[start]

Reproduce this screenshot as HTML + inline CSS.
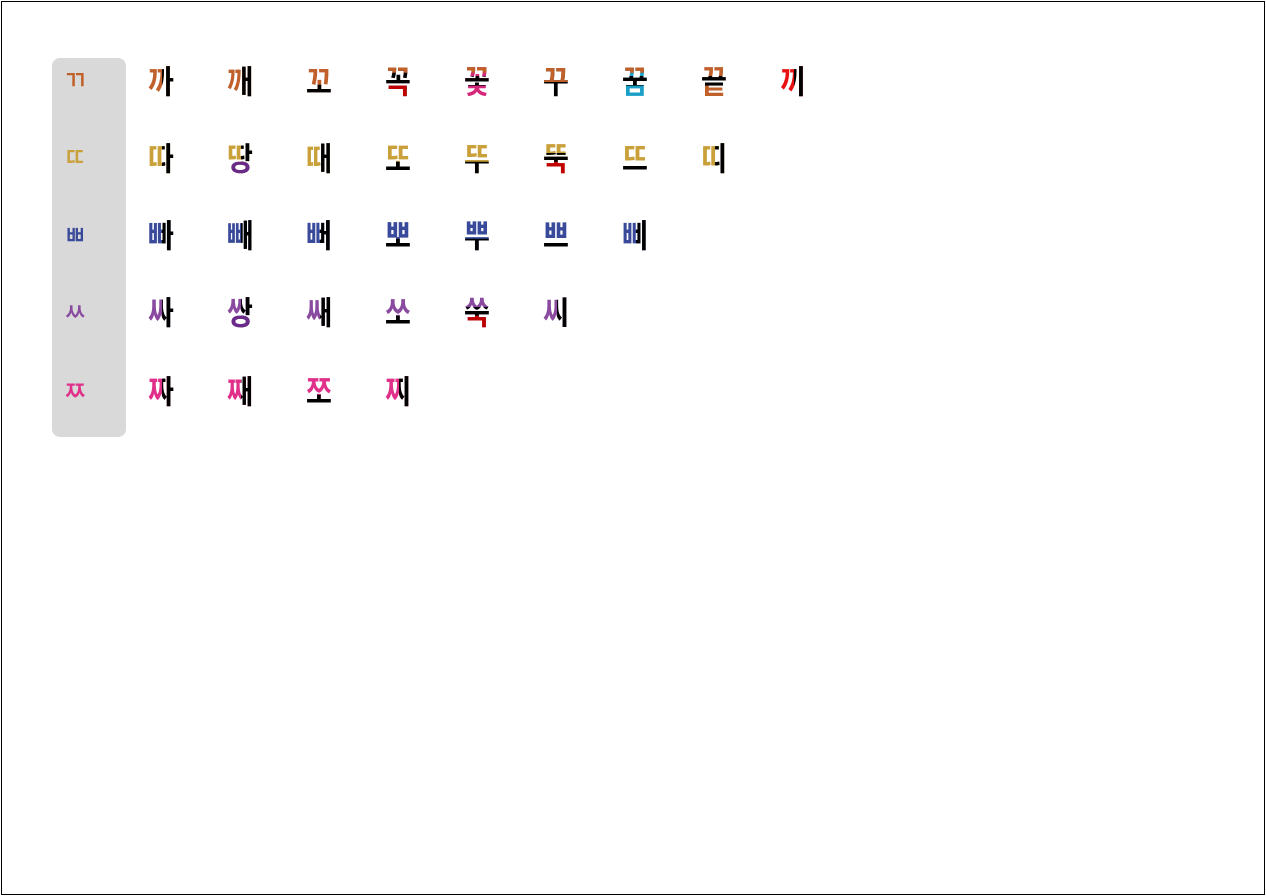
<!DOCTYPE html>
<html><head><meta charset="utf-8"><style>
html,body{margin:0;padding:0;background:#fff}
body{width:1266px;height:896px;position:relative;overflow:hidden;font-family:"Liberation Sans","Noto Sans CJK KR",sans-serif}
.frame{position:absolute;left:1px;top:1px;width:1262px;height:892px;border:1px solid #000}
.side{position:absolute;left:52px;top:58px;width:74px;height:379px;background:#d9d9d9;border-radius:8px}
.c{position:absolute;width:60px;height:40px;margin-left:-30px;margin-top:-20px}
.c span{position:absolute;left:0;top:0;width:60px;text-align:center;font-size:32px;line-height:40px;font-weight:700;font-family:"Noto Sans CJK KR","NanumGothic",sans-serif;transform:scaleX(.88)}
.R{clip-path:inset(0 0 0 52%)}
.B{clip-path:inset(62% 0 0 0)}
.M{clip-path:inset(40% 0 36% 0)}
.T{clip-path:inset(0 0 45% 0)}
.l span{font-size:27px;font-weight:500;transform:scaleX(.9)}
</style></head><body>
<div class="frame"></div>
<div class="side"></div>
<div class="c l" style="left:75px;top:79px"><span style="color:#c0602a">ㄲ</span></div>
<div class="c l" style="left:75px;top:156px"><span style="color:#c9a03a">ㄸ</span></div>
<div class="c l" style="left:75px;top:234px"><span style="color:#3a4a9a">ㅃ</span></div>
<div class="c l" style="left:75px;top:311px"><span style="color:#8a4aa0">ㅆ</span></div>
<div class="c l" style="left:75px;top:390px"><span style="color:#e0308a">ㅉ</span></div>

<div class="c" style="left:161px;top:80px"><span style="color:#c0602a">까</span><span class="R" style="color:#000">까</span></div>
<div class="c" style="left:240px;top:80px"><span style="color:#c0602a">깨</span><span class="R" style="color:#000">깨</span></div>
<div class="c" style="left:319px;top:80px"><span style="color:#c0602a">꼬</span><span class="B" style="color:#000">꼬</span></div>
<div class="c" style="left:398px;top:80px"><span style="color:#000">꼭</span><span class="B" style="color:#c00000">꼭</span><span style="color:#c0602a;clip-path:inset(0 0 68% 0)">꼭</span></div>
<div class="c" style="left:477px;top:80px"><span style="color:#d6287a">꽃</span><span class="M" style="color:#000">꽃</span><span style="color:#c0602a;clip-path:inset(0 0 68% 0)">꽃</span></div>
<div class="c" style="left:556px;top:80px"><span style="color:#000">꾸</span><span class="T" style="color:#c0602a">꾸</span></div>
<div class="c" style="left:635px;top:80px"><span style="color:#1aa0c8">꿈</span><span class="M" style="color:#000">꿈</span><span style="color:#c0602a;clip-path:inset(0 0 68% 0)">꿈</span></div>
<div class="c" style="left:714px;top:80px"><span style="color:#c0602a">끝</span><span class="M" style="color:#000">끝</span></div>
<div class="c" style="left:793px;top:80px"><span style="color:#e81010">끼</span><span class="R" style="color:#000">끼</span></div>

<div class="c" style="left:161px;top:157px"><span style="color:#c9a03a">따</span><span class="R" style="color:#000">따</span></div>
<div class="c" style="left:240px;top:157px"><span style="color:#c9a03a">땅</span><span class="R" style="color:#000">땅</span><span class="B" style="color:#6a2a8a">땅</span></div>
<div class="c" style="left:319px;top:157px"><span style="color:#c9a03a">때</span><span class="R" style="color:#000">때</span></div>
<div class="c" style="left:398px;top:157px"><span style="color:#c9a03a">또</span><span class="B" style="color:#000">또</span></div>
<div class="c" style="left:477px;top:157px"><span style="color:#c9a03a">뚜</span><span class="B" style="color:#000">뚜</span></div>
<div class="c" style="left:556px;top:157px"><span style="color:#c9a03a">뚝</span><span class="M" style="color:#000">뚝</span><span class="B" style="color:#c00000">뚝</span></div>
<div class="c" style="left:635px;top:157px"><span style="color:#c9a03a">뜨</span><span class="B" style="color:#000">뜨</span></div>
<div class="c" style="left:714px;top:157px"><span style="color:#c9a03a">띠</span><span class="R" style="color:#000">띠</span></div>

<div class="c" style="left:161px;top:234px"><span style="color:#3a4a9a">빠</span><span class="R" style="color:#000">빠</span></div>
<div class="c" style="left:240px;top:234px"><span style="color:#3a4a9a">빼</span><span class="R" style="color:#000">빼</span></div>
<div class="c" style="left:319px;top:234px"><span style="color:#3a4a9a">뻐</span><span class="R" style="color:#000">뻐</span></div>
<div class="c" style="left:398px;top:234px"><span style="color:#3a4a9a">뽀</span><span class="B" style="color:#000">뽀</span></div>
<div class="c" style="left:477px;top:234px"><span style="color:#3a4a9a">뿌</span><span class="B" style="color:#000">뿌</span></div>
<div class="c" style="left:556px;top:234px"><span style="color:#3a4a9a">쁘</span><span class="B" style="color:#000">쁘</span></div>
<div class="c" style="left:635px;top:234px"><span style="color:#3a4a9a">삐</span><span class="R" style="color:#000">삐</span></div>

<div class="c" style="left:161px;top:311px"><span style="color:#8a4aa0">싸</span><span class="R" style="color:#000">싸</span></div>
<div class="c" style="left:240px;top:311px"><span style="color:#8a4aa0">쌍</span><span class="R" style="color:#000">쌍</span><span class="B" style="color:#6a2a8a">쌍</span></div>
<div class="c" style="left:319px;top:311px"><span style="color:#8a4aa0">쌔</span><span class="R" style="color:#000">쌔</span></div>
<div class="c" style="left:398px;top:311px"><span style="color:#8a4aa0">쏘</span><span class="B" style="color:#000">쏘</span></div>
<div class="c" style="left:477px;top:311px"><span style="color:#8a4aa0">쑥</span><span class="M" style="color:#000">쑥</span><span class="B" style="color:#c00000">쑥</span></div>
<div class="c" style="left:556px;top:311px"><span style="color:#8a4aa0">씨</span><span class="R" style="color:#000">씨</span></div>

<div class="c" style="left:161px;top:390px"><span style="color:#e0308a">짜</span><span class="R" style="color:#000">짜</span></div>
<div class="c" style="left:240px;top:390px"><span style="color:#e0308a">째</span><span class="R" style="color:#000">째</span></div>
<div class="c" style="left:319px;top:390px"><span style="color:#e0308a">쪼</span><span class="B" style="color:#000">쪼</span></div>
<div class="c" style="left:398px;top:390px"><span style="color:#e0308a">찌</span><span class="R" style="color:#000">찌</span></div>
</body></html>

[end]

* AIM OF THE EXERCISE:
Omit the pictures and reproduce the listing exactly.

* TASK SOLUTION:
Reproduce this screenshot as HTML + inline CSS.
<!DOCTYPE html>
<html><head><meta charset="utf-8"><style>
html,body{margin:0;padding:0;background:#fff}
body{width:1266px;height:896px;position:relative;overflow:hidden;font-family:"Liberation Sans","Noto Sans CJK KR",sans-serif}
.frame{position:absolute;left:1px;top:1px;width:1262px;height:892px;border:1px solid #000}
.side{position:absolute;left:52px;top:58px;width:74px;height:379px;background:#d9d9d9;border-radius:8px}
.c{position:absolute;width:60px;height:40px;margin-left:-30px;margin-top:-20px}
.c span{position:absolute;left:0;top:0;width:60px;text-align:center;font-size:32px;line-height:40px;font-weight:700;font-family:"Noto Sans CJK KR","NanumGothic",sans-serif;transform:scaleX(.88)}
.R{clip-path:inset(0 0 0 52%)}
.B{clip-path:inset(62% 0 0 0)}
.M{clip-path:inset(40% 0 36% 0)}
.T{clip-path:inset(0 0 45% 0)}
.l span{font-size:27px;font-weight:500;transform:scaleX(.9)}
</style></head><body>
<div class="frame"></div>
<div class="side"></div>
<div class="c l" style="left:75px;top:79px"><span style="color:#c0602a">ㄲ</span></div>
<div class="c l" style="left:75px;top:156px"><span style="color:#c9a03a">ㄸ</span></div>
<div class="c l" style="left:75px;top:234px"><span style="color:#3a4a9a">ㅃ</span></div>
<div class="c l" style="left:75px;top:311px"><span style="color:#8a4aa0">ㅆ</span></div>
<div class="c l" style="left:75px;top:390px"><span style="color:#e0308a">ㅉ</span></div>

<div class="c" style="left:161px;top:80px"><span style="color:#c0602a">까</span><span class="R" style="color:#000">까</span></div>
<div class="c" style="left:240px;top:80px"><span style="color:#c0602a">깨</span><span class="R" style="color:#000">깨</span></div>
<div class="c" style="left:319px;top:80px"><span style="color:#c0602a">꼬</span><span class="B" style="color:#000">꼬</span></div>
<div class="c" style="left:398px;top:80px"><span style="color:#000">꼭</span><span class="B" style="color:#c00000">꼭</span><span style="color:#c0602a;clip-path:inset(0 0 68% 0)">꼭</span></div>
<div class="c" style="left:477px;top:80px"><span style="color:#d6287a">꽃</span><span class="M" style="color:#000">꽃</span><span style="color:#c0602a;clip-path:inset(0 0 68% 0)">꽃</span></div>
<div class="c" style="left:556px;top:80px"><span style="color:#000">꾸</span><span class="T" style="color:#c0602a">꾸</span></div>
<div class="c" style="left:635px;top:80px"><span style="color:#1aa0c8">꿈</span><span class="M" style="color:#000">꿈</span><span style="color:#c0602a;clip-path:inset(0 0 68% 0)">꿈</span></div>
<div class="c" style="left:714px;top:80px"><span style="color:#c0602a">끝</span><span class="M" style="color:#000">끝</span></div>
<div class="c" style="left:793px;top:80px"><span style="color:#e81010">끼</span><span class="R" style="color:#000">끼</span></div>

<div class="c" style="left:161px;top:157px"><span style="color:#c9a03a">따</span><span class="R" style="color:#000">따</span></div>
<div class="c" style="left:240px;top:157px"><span style="color:#c9a03a">땅</span><span class="R" style="color:#000">땅</span><span class="B" style="color:#6a2a8a">땅</span></div>
<div class="c" style="left:319px;top:157px"><span style="color:#c9a03a">때</span><span class="R" style="color:#000">때</span></div>
<div class="c" style="left:398px;top:157px"><span style="color:#c9a03a">또</span><span class="B" style="color:#000">또</span></div>
<div class="c" style="left:477px;top:157px"><span style="color:#c9a03a">뚜</span><span class="B" style="color:#000">뚜</span></div>
<div class="c" style="left:556px;top:157px"><span style="color:#c9a03a">뚝</span><span class="M" style="color:#000">뚝</span><span class="B" style="color:#c00000">뚝</span></div>
<div class="c" style="left:635px;top:157px"><span style="color:#c9a03a">뜨</span><span class="B" style="color:#000">뜨</span></div>
<div class="c" style="left:714px;top:157px"><span style="color:#c9a03a">띠</span><span class="R" style="color:#000">띠</span></div>

<div class="c" style="left:161px;top:234px"><span style="color:#3a4a9a">빠</span><span class="R" style="color:#000">빠</span></div>
<div class="c" style="left:240px;top:234px"><span style="color:#3a4a9a">빼</span><span class="R" style="color:#000">빼</span></div>
<div class="c" style="left:319px;top:234px"><span style="color:#3a4a9a">뻐</span><span class="R" style="color:#000">뻐</span></div>
<div class="c" style="left:398px;top:234px"><span style="color:#3a4a9a">뽀</span><span class="B" style="color:#000">뽀</span></div>
<div class="c" style="left:477px;top:234px"><span style="color:#3a4a9a">뿌</span><span class="B" style="color:#000">뿌</span></div>
<div class="c" style="left:556px;top:234px"><span style="color:#3a4a9a">쁘</span><span class="B" style="color:#000">쁘</span></div>
<div class="c" style="left:635px;top:234px"><span style="color:#3a4a9a">삐</span><span class="R" style="color:#000">삐</span></div>

<div class="c" style="left:161px;top:311px"><span style="color:#8a4aa0">싸</span><span class="R" style="color:#000">싸</span></div>
<div class="c" style="left:240px;top:311px"><span style="color:#8a4aa0">쌍</span><span class="R" style="color:#000">쌍</span><span class="B" style="color:#6a2a8a">쌍</span></div>
<div class="c" style="left:319px;top:311px"><span style="color:#8a4aa0">쌔</span><span class="R" style="color:#000">쌔</span></div>
<div class="c" style="left:398px;top:311px"><span style="color:#8a4aa0">쏘</span><span class="B" style="color:#000">쏘</span></div>
<div class="c" style="left:477px;top:311px"><span style="color:#8a4aa0">쑥</span><span class="M" style="color:#000">쑥</span><span class="B" style="color:#c00000">쑥</span></div>
<div class="c" style="left:556px;top:311px"><span style="color:#8a4aa0">씨</span><span class="R" style="color:#000">씨</span></div>

<div class="c" style="left:161px;top:390px"><span style="color:#e0308a">짜</span><span class="R" style="color:#000">짜</span></div>
<div class="c" style="left:240px;top:390px"><span style="color:#e0308a">째</span><span class="R" style="color:#000">째</span></div>
<div class="c" style="left:319px;top:390px"><span style="color:#e0308a">쪼</span><span class="B" style="color:#000">쪼</span></div>
<div class="c" style="left:398px;top:390px"><span style="color:#e0308a">찌</span><span class="R" style="color:#000">찌</span></div>
</body></html>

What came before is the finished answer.